Record set:
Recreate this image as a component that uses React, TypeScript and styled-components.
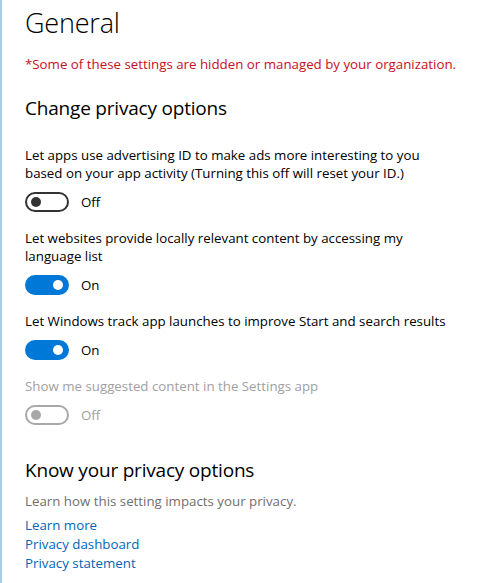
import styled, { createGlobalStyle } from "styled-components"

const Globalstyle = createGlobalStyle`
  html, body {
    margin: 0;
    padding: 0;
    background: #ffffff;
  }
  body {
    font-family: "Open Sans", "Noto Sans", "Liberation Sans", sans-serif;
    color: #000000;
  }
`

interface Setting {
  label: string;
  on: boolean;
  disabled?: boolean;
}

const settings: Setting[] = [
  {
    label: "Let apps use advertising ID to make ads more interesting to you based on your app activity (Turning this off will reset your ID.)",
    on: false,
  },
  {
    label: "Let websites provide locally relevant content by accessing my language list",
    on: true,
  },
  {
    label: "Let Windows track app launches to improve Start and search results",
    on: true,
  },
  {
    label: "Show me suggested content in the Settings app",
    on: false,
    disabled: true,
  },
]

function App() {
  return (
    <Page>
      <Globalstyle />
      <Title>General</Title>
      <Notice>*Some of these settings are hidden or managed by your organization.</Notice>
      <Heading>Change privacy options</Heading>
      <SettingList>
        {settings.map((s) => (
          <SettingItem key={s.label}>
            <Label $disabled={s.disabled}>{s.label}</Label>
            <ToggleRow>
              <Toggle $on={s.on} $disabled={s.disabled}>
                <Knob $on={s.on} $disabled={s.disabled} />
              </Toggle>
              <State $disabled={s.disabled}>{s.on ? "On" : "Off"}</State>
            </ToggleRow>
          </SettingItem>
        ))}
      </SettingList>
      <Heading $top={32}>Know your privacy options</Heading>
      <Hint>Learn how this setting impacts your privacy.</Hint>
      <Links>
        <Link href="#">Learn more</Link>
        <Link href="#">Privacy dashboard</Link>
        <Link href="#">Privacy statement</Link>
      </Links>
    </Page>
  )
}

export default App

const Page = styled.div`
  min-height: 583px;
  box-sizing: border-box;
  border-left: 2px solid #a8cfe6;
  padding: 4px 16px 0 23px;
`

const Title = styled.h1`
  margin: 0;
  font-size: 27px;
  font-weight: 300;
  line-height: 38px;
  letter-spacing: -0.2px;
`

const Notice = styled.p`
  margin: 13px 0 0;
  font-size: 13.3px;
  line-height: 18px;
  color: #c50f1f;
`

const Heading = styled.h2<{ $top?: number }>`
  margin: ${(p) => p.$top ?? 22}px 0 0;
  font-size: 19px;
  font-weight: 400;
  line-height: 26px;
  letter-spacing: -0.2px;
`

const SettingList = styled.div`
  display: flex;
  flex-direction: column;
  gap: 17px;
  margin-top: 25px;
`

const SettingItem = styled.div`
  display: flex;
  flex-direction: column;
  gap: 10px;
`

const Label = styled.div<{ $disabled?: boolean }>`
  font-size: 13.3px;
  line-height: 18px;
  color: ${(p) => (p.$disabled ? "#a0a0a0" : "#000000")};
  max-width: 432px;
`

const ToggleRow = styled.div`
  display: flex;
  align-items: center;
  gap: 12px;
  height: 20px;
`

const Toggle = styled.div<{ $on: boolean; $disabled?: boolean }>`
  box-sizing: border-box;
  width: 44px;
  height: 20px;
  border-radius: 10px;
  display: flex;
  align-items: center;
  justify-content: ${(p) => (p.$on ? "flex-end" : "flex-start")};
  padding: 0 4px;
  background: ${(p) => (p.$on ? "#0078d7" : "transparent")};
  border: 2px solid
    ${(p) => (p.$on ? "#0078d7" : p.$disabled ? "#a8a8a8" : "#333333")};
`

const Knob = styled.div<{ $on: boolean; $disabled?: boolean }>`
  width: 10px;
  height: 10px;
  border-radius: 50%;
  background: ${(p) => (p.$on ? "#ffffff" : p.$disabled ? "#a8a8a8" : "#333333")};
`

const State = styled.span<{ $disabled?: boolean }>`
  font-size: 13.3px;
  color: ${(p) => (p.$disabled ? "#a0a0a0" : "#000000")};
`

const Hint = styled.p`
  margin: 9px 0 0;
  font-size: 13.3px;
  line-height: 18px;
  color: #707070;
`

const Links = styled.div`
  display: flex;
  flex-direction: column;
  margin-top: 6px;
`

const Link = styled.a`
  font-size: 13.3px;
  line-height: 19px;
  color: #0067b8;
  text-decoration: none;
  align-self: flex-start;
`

---

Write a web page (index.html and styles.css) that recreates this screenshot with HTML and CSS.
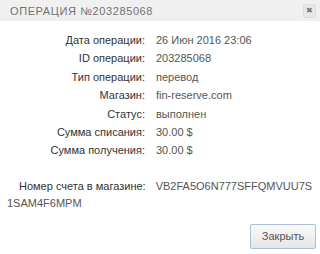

Required work:
Copy every line of the listing that includes the string "components".

In response:
Recreate this image as a component that uses React, TypeScript and styled-components.
import styled, { createGlobalStyle } from "styled-components"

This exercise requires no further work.